Very well controlled indeed. Initially I was surprised that the GTC4 didn’t have the same suppleness in its suspension as the 488GTB, but the more I drove it, the more I came to appreciate how exceptional the wheel control is. Ferrari claims the chassis attachment points are 20 per cent more rigid and I wouldn’t doubt that at all.

And although the springing isn’t plush the GTC4Lusso isn’t uncomfortable at all, it just deals with stuff in a completely unflappable manner. Deals with it and moves on. Next problem. No fuss. So little disturbs the on-board calm.

Little except the engine of course...

Of course. Yes it now has an extra 30bhp and 11lb ft, but you don’t notice that. It was deeply fast before and it still is. Instead it’s the sheer driveability it offers that sets it apart. This is an utterly triumphant engine. It has epic reach and spectacular harmonics.

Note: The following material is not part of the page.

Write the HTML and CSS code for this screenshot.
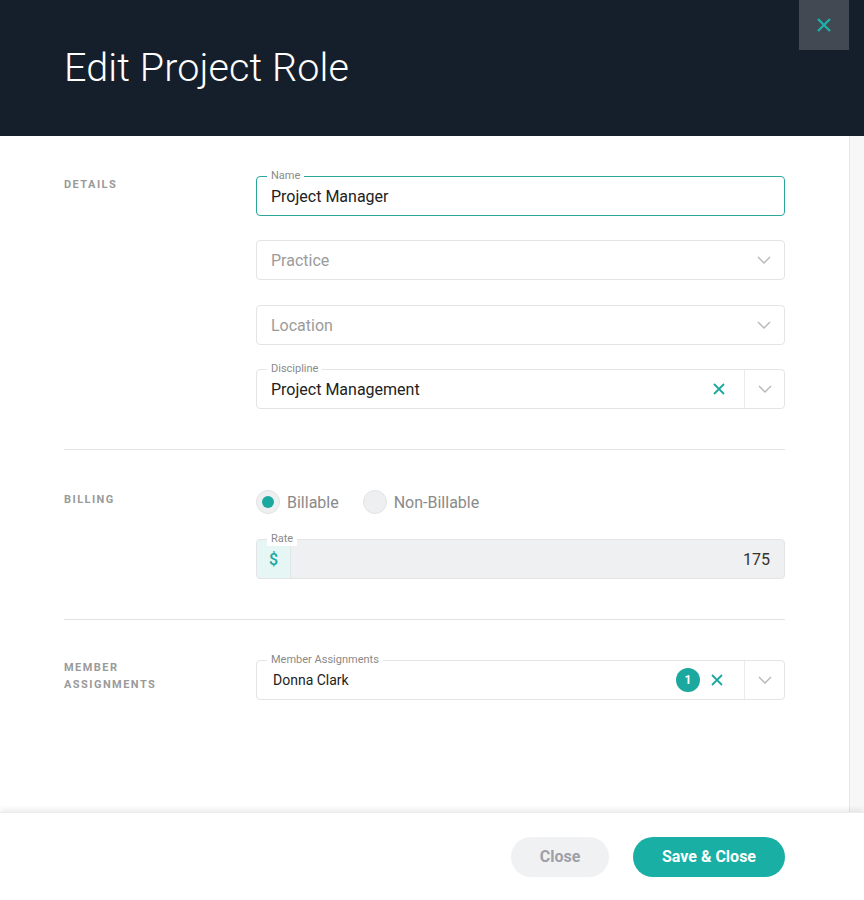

I love the way the GTC4 deals with corners, but the best bit is when you get the power on, feel all four wheels work the last part of the corner, then the V12 hurl you up the straight. It does have reasonable torque at the bottom end (80 per cent at 1750rpm Ferrari claims, although it doesn’t feel quite that strong), but forget about that, because it’s what happens higher up that counts.

How about the gearbox?

The double clutcher is great on upchanges, not quite so slick heading downwards. Also better used in manual mode than left to its own devices.

Classy car then?

Classy and special. I was sceptical about how much of a step forward over the FF it would be when the basic concept remains so similar, but it’s a wholesale inside and out reworking that’s lost nothing, gained extra dynamism and retained the atmospheric V12.

It’s £230,430, which is a hill of money, but I can’t think of a more sophisticated, elegant, upmarket way for four people to travel this side of a private jet. Ferraris can sometimes seem a little brash, but this one not only dodges those connotations, but also manages to lift the rest of the range. Just tremendous.